→ AIM OF THE EXERCISE: Scan the material below for the string "size", and copy every line where it shows up.

--- Begin MATERIAL PROVIDED ---

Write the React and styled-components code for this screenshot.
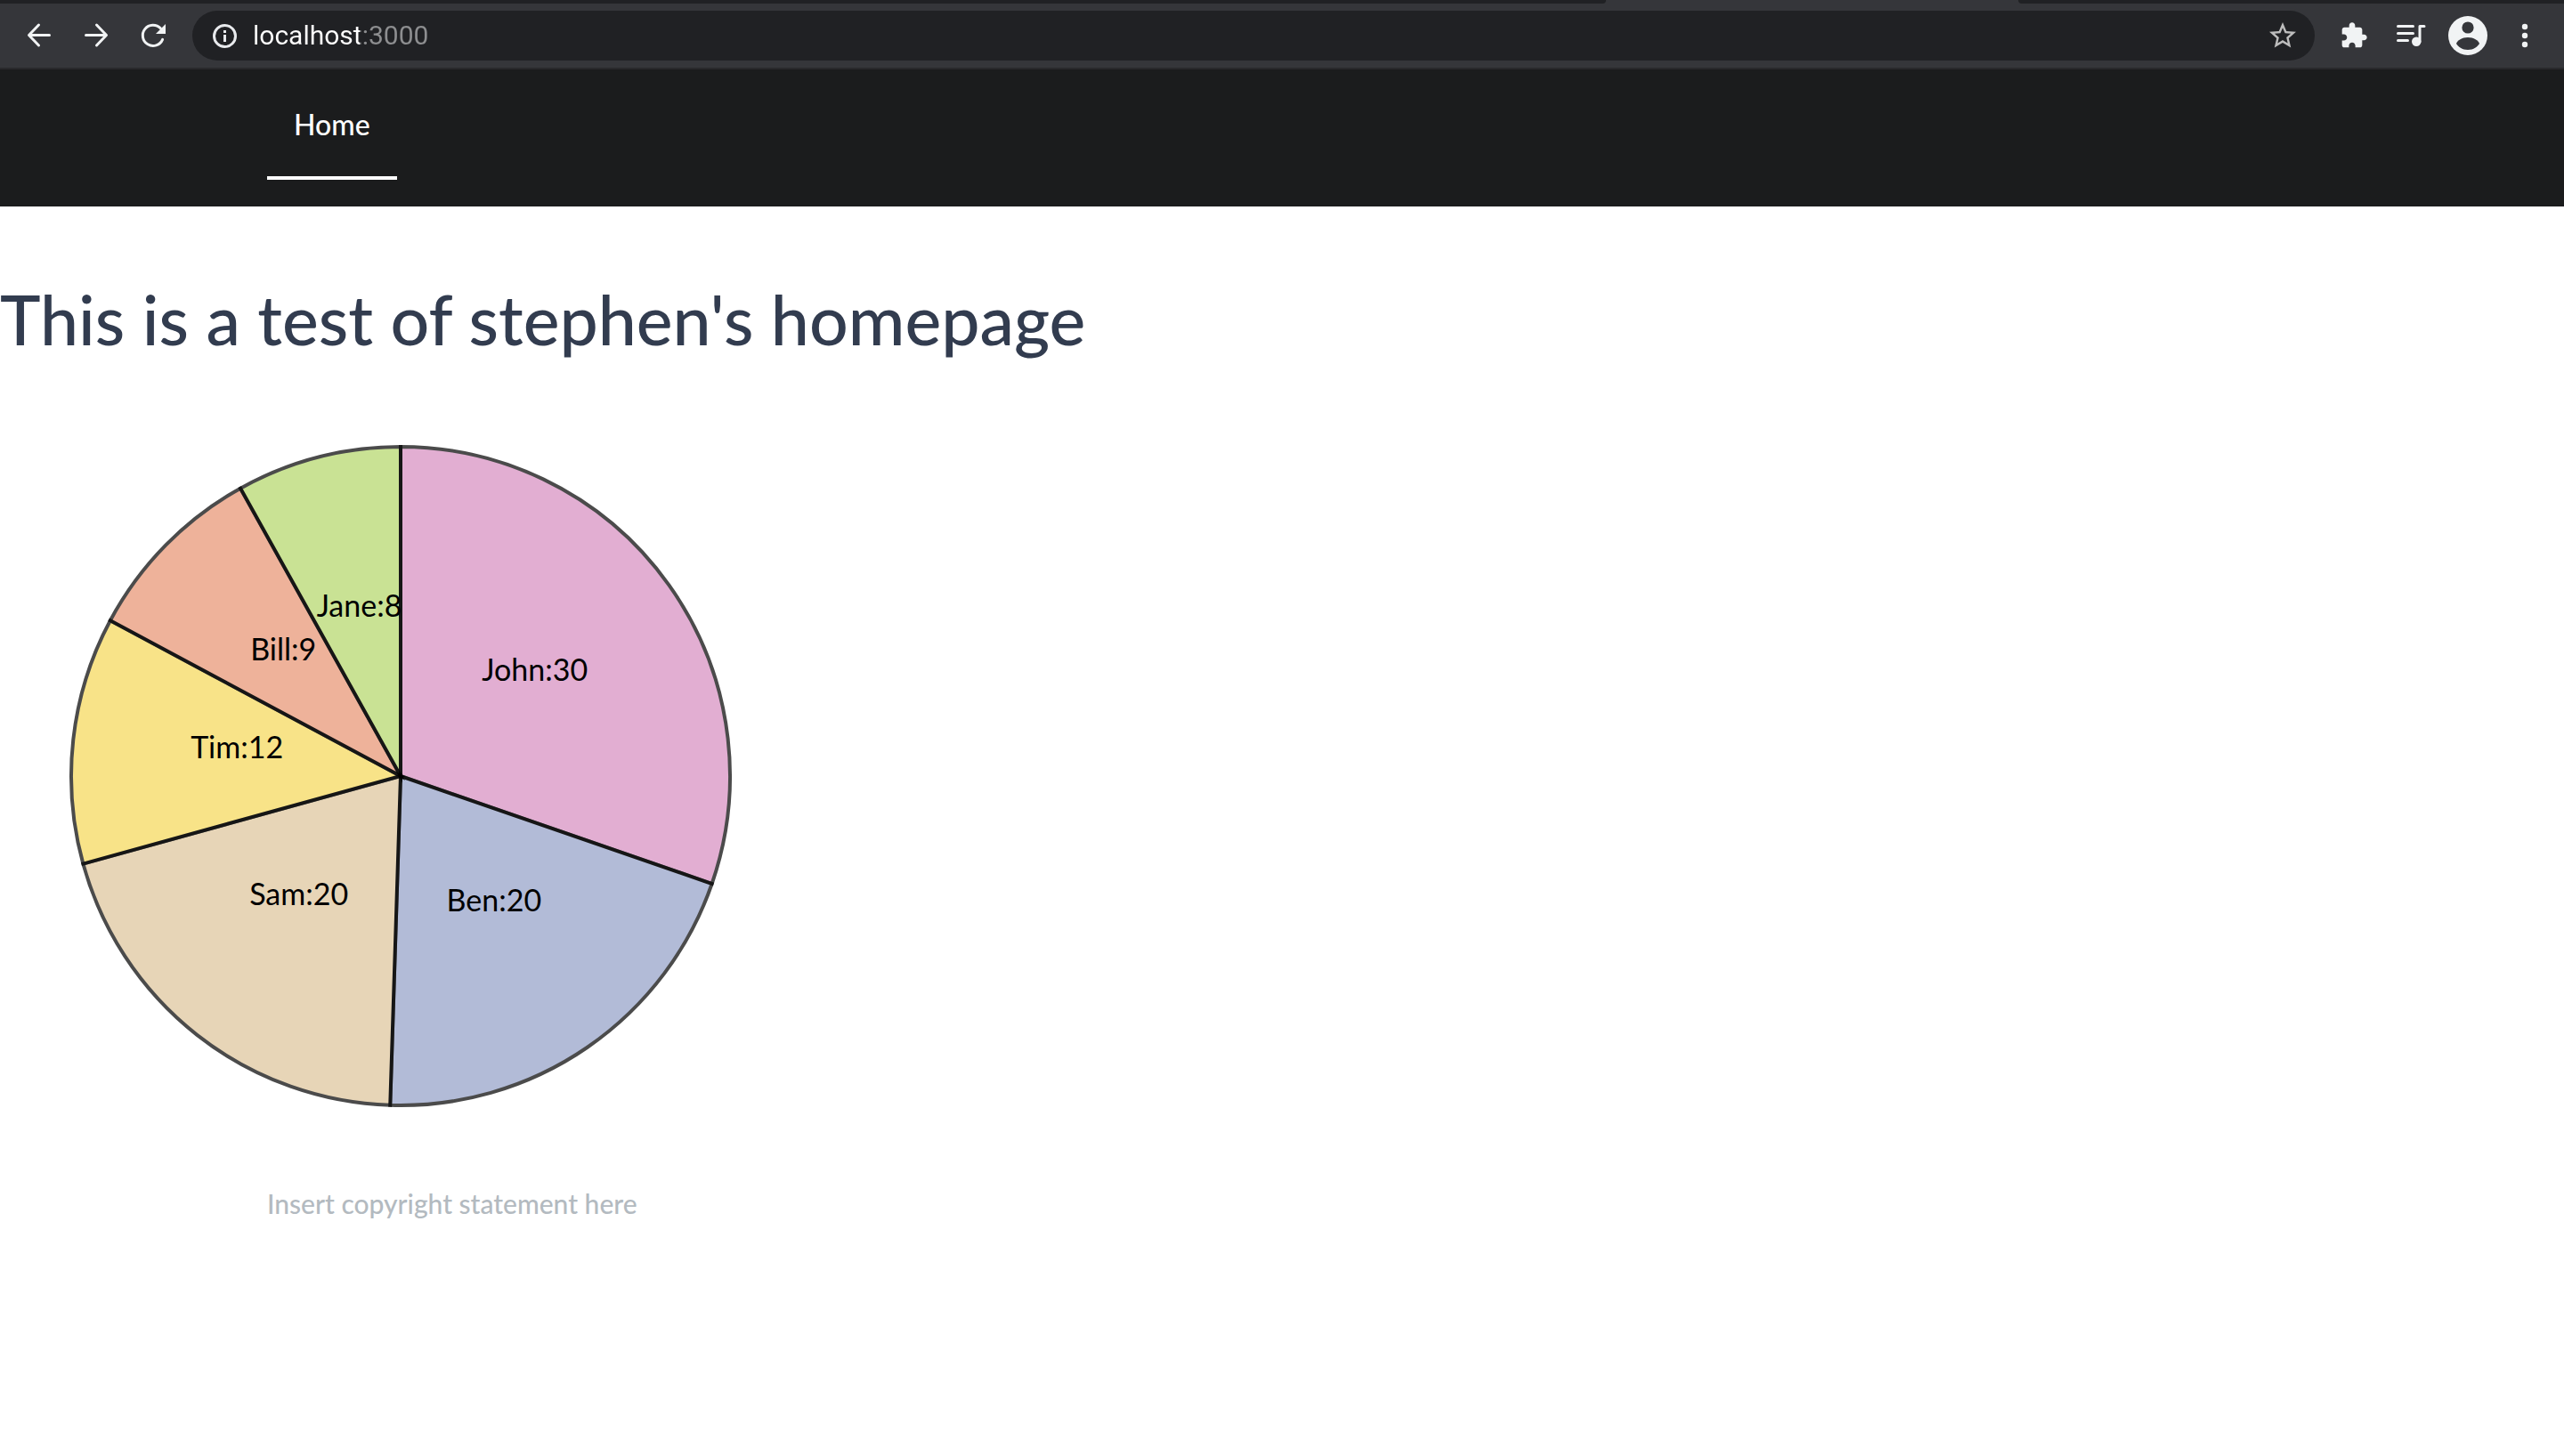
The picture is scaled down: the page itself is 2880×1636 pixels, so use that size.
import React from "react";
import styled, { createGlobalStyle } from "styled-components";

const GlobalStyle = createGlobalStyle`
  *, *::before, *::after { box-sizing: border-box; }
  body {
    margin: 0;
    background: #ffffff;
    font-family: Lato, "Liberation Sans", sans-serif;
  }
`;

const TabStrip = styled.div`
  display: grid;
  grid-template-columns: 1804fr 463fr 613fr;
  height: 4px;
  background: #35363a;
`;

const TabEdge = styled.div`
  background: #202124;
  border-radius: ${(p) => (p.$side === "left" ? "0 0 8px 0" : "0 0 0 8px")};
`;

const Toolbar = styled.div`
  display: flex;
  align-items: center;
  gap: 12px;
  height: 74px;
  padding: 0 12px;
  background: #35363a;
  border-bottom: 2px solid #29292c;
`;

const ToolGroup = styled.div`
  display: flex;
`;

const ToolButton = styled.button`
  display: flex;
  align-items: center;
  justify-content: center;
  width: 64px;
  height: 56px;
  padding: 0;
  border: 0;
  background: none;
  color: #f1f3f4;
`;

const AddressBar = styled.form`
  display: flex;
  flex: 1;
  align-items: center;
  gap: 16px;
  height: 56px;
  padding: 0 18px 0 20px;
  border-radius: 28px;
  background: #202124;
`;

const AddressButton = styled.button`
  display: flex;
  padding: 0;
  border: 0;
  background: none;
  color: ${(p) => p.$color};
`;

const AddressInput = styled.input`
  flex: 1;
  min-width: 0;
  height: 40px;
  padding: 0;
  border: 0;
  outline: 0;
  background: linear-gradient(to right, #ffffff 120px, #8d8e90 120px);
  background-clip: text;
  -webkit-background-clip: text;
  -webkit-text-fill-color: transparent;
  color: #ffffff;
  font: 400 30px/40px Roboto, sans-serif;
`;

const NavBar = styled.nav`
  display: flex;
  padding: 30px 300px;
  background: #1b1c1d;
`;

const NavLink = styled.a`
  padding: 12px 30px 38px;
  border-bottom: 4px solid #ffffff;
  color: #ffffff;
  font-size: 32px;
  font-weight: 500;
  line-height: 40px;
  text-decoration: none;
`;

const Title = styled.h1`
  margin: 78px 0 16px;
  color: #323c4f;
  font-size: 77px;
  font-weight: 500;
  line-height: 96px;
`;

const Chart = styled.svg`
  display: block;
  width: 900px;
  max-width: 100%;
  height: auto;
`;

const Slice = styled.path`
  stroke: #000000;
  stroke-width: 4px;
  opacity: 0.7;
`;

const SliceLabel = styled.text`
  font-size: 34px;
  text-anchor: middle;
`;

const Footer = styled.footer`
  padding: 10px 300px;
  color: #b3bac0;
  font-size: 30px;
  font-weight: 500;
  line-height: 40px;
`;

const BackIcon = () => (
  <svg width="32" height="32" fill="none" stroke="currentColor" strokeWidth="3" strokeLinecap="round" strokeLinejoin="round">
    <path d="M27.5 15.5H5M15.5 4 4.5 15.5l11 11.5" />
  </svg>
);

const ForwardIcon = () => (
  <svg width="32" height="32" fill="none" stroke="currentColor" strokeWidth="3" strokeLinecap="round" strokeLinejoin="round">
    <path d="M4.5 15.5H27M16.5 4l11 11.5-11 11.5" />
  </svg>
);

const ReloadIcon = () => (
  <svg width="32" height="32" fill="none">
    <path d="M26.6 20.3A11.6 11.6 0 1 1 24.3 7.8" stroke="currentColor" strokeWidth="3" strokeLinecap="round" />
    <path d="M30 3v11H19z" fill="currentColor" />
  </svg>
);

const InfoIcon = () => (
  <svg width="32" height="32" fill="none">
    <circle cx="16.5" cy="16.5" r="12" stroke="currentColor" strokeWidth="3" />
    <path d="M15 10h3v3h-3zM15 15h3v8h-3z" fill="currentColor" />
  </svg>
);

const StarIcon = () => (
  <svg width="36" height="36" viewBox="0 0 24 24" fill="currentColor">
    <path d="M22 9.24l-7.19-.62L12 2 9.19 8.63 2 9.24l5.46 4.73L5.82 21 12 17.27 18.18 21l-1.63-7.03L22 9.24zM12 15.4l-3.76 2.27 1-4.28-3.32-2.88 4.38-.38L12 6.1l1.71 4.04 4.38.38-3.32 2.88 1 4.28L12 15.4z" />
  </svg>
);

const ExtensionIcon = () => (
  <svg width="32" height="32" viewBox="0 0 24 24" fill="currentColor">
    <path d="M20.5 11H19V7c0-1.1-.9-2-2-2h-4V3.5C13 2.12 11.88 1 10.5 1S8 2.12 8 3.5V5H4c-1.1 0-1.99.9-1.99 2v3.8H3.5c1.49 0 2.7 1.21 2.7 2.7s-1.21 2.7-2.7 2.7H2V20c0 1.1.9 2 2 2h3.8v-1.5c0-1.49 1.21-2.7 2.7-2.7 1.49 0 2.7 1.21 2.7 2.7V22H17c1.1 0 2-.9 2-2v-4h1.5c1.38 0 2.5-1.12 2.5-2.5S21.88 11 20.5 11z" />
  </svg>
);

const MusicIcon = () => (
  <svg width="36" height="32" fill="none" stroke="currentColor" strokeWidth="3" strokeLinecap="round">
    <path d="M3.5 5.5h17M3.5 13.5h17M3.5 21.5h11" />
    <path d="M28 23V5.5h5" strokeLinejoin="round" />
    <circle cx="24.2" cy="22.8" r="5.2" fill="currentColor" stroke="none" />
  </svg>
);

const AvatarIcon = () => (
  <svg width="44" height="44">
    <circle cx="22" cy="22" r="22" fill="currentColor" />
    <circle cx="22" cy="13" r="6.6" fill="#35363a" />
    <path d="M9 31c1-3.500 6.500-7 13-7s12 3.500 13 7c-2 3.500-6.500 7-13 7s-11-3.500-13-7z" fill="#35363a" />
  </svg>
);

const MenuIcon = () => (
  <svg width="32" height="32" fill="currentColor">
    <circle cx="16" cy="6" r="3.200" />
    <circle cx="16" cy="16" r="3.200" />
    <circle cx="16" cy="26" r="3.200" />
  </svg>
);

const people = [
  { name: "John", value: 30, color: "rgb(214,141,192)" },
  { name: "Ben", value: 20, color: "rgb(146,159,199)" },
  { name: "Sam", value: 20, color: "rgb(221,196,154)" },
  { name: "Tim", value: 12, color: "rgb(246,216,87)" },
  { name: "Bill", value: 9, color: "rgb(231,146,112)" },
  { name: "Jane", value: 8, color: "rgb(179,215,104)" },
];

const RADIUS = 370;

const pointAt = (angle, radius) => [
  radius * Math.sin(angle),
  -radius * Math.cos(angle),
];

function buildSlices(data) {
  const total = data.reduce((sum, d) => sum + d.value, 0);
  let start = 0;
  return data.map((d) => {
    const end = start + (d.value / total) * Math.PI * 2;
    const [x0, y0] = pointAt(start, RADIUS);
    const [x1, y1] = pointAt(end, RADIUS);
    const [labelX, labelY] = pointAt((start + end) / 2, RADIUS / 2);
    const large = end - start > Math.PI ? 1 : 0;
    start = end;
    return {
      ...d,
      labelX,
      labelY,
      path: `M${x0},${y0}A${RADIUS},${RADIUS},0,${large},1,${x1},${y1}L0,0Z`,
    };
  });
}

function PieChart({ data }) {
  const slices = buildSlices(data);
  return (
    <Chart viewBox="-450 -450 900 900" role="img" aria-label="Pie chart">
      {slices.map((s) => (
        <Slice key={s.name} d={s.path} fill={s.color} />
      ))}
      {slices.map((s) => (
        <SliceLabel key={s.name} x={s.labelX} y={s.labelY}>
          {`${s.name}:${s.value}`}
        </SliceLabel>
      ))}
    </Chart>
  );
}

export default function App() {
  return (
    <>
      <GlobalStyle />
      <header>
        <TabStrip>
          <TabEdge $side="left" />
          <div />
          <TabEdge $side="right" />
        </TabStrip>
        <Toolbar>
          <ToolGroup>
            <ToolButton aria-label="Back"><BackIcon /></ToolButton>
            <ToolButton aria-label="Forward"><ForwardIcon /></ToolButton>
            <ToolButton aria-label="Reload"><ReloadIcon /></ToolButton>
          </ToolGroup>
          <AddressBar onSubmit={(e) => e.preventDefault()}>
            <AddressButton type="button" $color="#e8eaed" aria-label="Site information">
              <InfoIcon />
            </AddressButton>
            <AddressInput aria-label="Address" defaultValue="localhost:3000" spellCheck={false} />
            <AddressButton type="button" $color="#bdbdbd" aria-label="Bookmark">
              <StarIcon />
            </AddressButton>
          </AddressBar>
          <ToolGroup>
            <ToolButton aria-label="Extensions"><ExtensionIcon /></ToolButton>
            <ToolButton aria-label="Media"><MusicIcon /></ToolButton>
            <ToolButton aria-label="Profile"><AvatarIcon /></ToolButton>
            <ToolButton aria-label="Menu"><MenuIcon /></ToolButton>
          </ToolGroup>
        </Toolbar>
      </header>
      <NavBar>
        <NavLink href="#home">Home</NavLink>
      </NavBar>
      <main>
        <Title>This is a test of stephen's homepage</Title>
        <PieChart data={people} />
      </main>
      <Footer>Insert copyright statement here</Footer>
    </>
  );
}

--- End MATERIAL PROVIDED ---

→ SOLUTION FOR THIS TASK:
The picture is scaled down: the page itself is 2880×1636 pixels, so use that size.
  font-size: 32px;
  font-size: 77px;
  font-size: 34px;
  font-size: 30px;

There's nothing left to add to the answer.